Saved data entries:
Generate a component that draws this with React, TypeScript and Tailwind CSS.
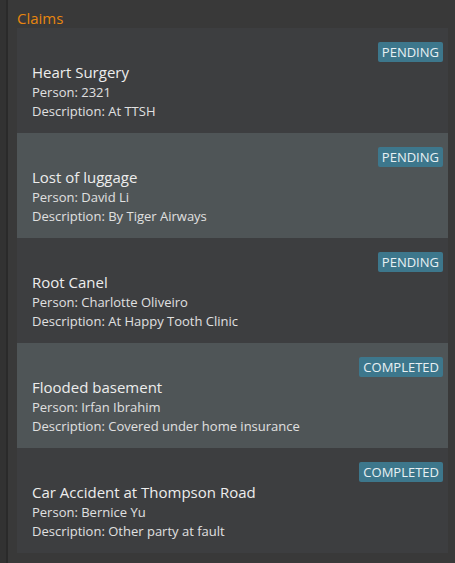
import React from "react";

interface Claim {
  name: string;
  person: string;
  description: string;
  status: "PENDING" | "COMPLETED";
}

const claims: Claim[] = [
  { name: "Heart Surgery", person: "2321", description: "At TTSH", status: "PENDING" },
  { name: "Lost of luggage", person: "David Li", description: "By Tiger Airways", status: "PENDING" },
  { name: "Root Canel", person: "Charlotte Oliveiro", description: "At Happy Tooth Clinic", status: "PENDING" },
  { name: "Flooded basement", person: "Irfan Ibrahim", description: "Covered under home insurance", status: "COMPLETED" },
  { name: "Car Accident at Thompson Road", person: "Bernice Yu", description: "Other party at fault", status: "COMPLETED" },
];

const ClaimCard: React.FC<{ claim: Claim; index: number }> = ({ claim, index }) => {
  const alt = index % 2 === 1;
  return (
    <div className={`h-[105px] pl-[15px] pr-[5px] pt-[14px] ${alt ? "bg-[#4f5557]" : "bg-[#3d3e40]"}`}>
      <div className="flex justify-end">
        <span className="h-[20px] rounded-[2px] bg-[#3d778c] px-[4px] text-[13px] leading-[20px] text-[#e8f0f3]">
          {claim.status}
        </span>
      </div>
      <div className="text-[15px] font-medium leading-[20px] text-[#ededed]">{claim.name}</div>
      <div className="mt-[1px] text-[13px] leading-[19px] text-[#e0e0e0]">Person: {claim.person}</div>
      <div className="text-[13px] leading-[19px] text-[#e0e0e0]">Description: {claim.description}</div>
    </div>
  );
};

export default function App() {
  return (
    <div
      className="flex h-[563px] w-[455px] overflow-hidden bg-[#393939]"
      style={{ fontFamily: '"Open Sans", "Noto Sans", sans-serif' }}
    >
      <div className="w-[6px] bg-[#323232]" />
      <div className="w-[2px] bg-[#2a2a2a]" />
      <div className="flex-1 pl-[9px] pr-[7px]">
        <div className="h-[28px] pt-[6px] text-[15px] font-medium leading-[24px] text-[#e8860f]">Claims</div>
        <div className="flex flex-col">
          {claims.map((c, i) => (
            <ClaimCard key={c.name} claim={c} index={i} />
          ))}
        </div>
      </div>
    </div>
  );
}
* * *
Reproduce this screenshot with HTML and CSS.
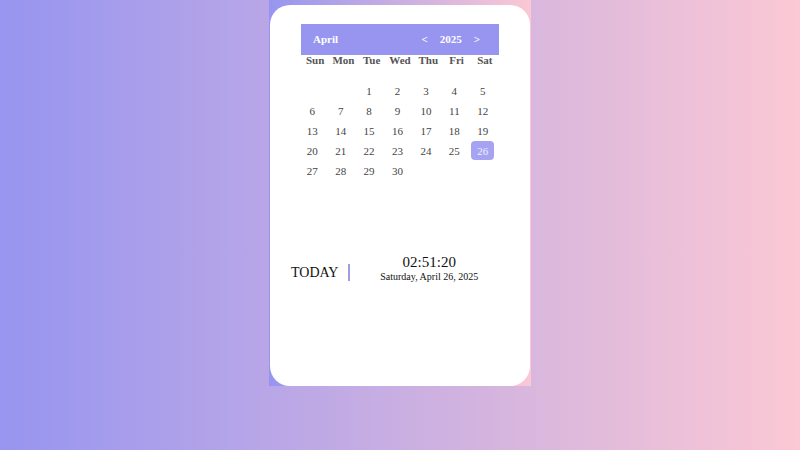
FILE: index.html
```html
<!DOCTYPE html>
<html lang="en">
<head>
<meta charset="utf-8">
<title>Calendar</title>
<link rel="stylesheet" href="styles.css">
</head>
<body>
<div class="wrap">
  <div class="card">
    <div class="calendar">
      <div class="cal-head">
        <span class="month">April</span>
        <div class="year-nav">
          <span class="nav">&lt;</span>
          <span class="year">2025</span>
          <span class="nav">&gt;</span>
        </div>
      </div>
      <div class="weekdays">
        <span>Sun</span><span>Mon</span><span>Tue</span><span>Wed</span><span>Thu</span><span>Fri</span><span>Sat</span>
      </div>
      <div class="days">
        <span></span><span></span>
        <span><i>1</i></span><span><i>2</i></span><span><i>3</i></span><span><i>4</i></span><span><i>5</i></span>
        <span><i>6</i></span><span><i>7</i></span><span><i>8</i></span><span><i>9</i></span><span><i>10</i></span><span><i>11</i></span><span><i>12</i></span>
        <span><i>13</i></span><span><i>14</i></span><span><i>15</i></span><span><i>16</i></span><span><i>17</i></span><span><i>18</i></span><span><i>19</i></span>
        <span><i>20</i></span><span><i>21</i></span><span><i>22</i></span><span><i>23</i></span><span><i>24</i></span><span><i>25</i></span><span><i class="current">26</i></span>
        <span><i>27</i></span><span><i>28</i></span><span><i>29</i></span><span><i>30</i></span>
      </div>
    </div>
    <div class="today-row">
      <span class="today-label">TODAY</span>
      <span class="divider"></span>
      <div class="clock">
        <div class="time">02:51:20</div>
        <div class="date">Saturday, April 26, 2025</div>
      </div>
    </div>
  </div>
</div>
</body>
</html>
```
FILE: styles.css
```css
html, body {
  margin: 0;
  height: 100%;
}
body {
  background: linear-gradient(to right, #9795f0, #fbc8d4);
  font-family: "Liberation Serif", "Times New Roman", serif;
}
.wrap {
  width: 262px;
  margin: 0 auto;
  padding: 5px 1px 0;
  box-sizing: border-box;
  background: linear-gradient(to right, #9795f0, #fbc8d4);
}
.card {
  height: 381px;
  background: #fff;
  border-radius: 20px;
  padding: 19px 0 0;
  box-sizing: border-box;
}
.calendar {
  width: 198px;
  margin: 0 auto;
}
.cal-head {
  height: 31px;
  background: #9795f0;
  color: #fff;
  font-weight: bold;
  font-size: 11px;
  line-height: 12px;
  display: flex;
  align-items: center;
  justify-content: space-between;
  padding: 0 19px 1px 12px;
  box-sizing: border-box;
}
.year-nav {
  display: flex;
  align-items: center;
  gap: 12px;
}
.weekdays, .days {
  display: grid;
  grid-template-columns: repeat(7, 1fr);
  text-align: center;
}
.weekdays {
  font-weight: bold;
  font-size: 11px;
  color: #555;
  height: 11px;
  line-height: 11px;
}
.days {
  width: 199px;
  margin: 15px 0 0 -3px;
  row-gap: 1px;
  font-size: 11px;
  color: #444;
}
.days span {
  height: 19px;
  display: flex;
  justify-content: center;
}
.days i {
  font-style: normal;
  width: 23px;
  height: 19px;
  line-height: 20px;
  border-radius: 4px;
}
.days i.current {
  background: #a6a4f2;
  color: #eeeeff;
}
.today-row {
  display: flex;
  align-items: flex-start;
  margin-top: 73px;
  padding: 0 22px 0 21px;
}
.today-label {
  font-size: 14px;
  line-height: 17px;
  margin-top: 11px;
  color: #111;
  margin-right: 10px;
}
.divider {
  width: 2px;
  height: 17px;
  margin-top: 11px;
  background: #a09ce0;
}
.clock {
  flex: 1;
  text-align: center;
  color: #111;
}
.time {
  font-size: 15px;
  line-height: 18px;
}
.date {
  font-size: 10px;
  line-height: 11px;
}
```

Requirement ▸ Show the lines that mention the word "with".

Output for this exercise ▸
Generate a component that draws this with React, TypeScript and Tailwind CSS.
Reproduce this screenshot with HTML and CSS.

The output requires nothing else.